What's a nudist club? Is that the same as a strip joint?


I can always count on you guy's for a good laugh:D


When I'm trying to tame the feedback from the PA don't start practicing some shit that's not even on the set list. That's all I'm asking for. And naked people can be a bit of a distraction. Life is too short to not play at a nudist club............ 8-o


This whole thread has inspired my change of avatar.


I'm a one man band, and thank god I'm not schizophrenic.


It sounds like you guys need to sit down without an instrument and lay down some rules for practice before practice.


If a "one-off" bothered me I would respectfully give it a:"hold off a sec, I need silence to get (whatever the issue) figued out....just give me 2 or 3 min." Communication was key. I have to say, the only thing that interrupted the flow of rehearsals times when I would get lost during a solo. Most times I could get through it but when it threw off the tempo, it messed up the others. I'd turn-around and give a look to the others as if to say: "my bad, I'll get my ass going in the right direction."

I thinked it helped that I always told the other that even though I'm lead vocals and lead guitar, it's easier for me to accomodate the flow of the others instead of the others having to acclimate for me. Not every song but ones where there was obvious sticking points. My being flexible proved the most effective resolution to promote the flow of the session.

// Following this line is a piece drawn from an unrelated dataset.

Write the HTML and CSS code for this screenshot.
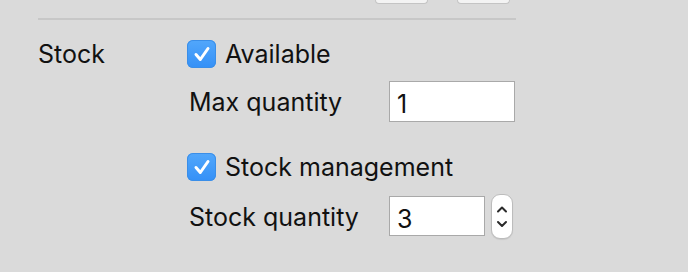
FILE: index.html
```html
<!DOCTYPE html>
<html>
<head>
<meta charset="utf-8">
<link rel="stylesheet" href="styles.css">
</head>
<body>
<div class="toolbar"><span class="tb-btn"></span><span class="tb-btn"></span></div>
<div class="sep"></div>
<section class="form">
  <div class="label">Stock</div>
  <div class="fields">
    <label class="check row1"><span class="box"><svg viewBox="0 0 28 28" width="28" height="28"><path d="M8 14.5 L12.3 19.5 L20 8.5" fill="none" stroke="#fff" stroke-width="3" stroke-linecap="round" stroke-linejoin="round"/></svg></span>Available</label>
    <div class="field row2"><span class="flabel">Max quantity</span><input class="inp" type="text" value="1"></div>
    <label class="check row3"><span class="box"><svg viewBox="0 0 28 28" width="28" height="28"><path d="M8 14.5 L12.3 19.5 L20 8.5" fill="none" stroke="#fff" stroke-width="3" stroke-linecap="round" stroke-linejoin="round"/></svg></span>Stock management</label>
    <div class="field row4"><span class="flabel">Stock quantity</span><input class="inp short" type="text" value="3"><span class="stepper"><svg viewBox="0 0 22 45" width="22" height="45"><path d="M7 17.5 L11 13.5 L15 17.5" fill="none" stroke="#2a2a2a" stroke-width="2" stroke-linecap="round" stroke-linejoin="round"/><path d="M7 28 L11 32 L15 28" fill="none" stroke="#2a2a2a" stroke-width="2" stroke-linecap="round" stroke-linejoin="round"/></svg></span></div>
  </div>
</section>
</body>
</html>
```
FILE: styles.css
```css
html, body {
  margin: 0;
  padding: 0;
  background: #dadada;
  width: 688px;
  height: 272px;
  overflow: hidden;
  font-family: "Inter", "Liberation Sans", sans-serif;
  font-size: 25px;
  color: #111;
}
.toolbar {
  display: flex;
  gap: 29px;
  padding-left: 375px;
  height: 4px;
}
.tb-btn {
  display: block;
  width: 53px;
  height: 4px;
  background: #f3f3f3;
  border: 1px solid #c4c4c4;
  border-top: none;
  border-radius: 0 0 6px 6px;
  box-sizing: border-box;
}
.sep {
  margin: 14px 0 0 38px;
  width: 478px;
  height: 2px;
  background: #c7c7c7;
}
.form {
  display: grid;
  grid-template-columns: 149px auto;
  padding: 20px 0 0 38px;
}
.label {
  line-height: 28px;
  height: 28px;
}
.fields {
  display: flex;
  flex-direction: column;
}
.check {
  display: flex;
  align-items: center;
  gap: 9px;
  line-height: 28px;
}
.row1 { height: 28px; }
.row2 { height: 41px; margin-top: 13px; }
.row3 { height: 29px; margin-top: 30px; }
.row4 { height: 45px; margin-top: 13px; }
.box {
  display: block;
  width: 29px;
  height: 28px;
  border-radius: 6px;
  background: linear-gradient(#52a7fb, #3490f7);
  box-shadow: inset 0 0 0 1px #3a8ee8;
}
.box svg { display: block; margin-left: 1px; }
.field {
  display: flex;
  align-items: center;
  padding-left: 2px;
}
.flabel {
  width: 200px;
  line-height: 28px;
}
.inp {
  box-sizing: border-box;
  width: 126px;
  height: 41px;
  border: 1px solid #a9a9a9;
  background: #fff;
  font: inherit;
  color: #111;
  padding: 5px 7px 0 7px;
  margin: 0;
  outline: none;
  border-radius: 0;
}
.inp.short {
  width: 96px;
  height: 40px;
  margin-top: -1px;
}
.stepper {
  display: block;
  margin-left: 6px;
  width: 22px;
  height: 45px;
  box-sizing: border-box;
  background: #fff;
  border: 1px solid #bcbcbc;
  border-radius: 9px;
  box-shadow: 0 1px 1px rgba(0,0,0,0.08);
}
.stepper svg { display: block; margin: -1px 0 0 -1px; }
```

For the record, I never babble...

I prattle.

Unless I'm ranting.


I'm a one man band, and thank god I'm not schizophrenic.

– hellbilly

I'm a one man band, and thank god I'm not schizophrenic.

– hellbilly

There was a meeting for schizophrenics at my local Church hall, I had half a mind to go along 8-o


You just need to be in a group of like minded souls. I can tolerate a bit of noodling at rehearsals - sometimes it's a creative jolt. On stage I abhor it and try not to play with anyone that can't restrain themselves. In my last "pro" gig, we had a $50 fine for it. Telegraphing the next song sets my teeth on edge, and noodling is just unprofessional and really off-putting to, and disrespectrful of, your audience.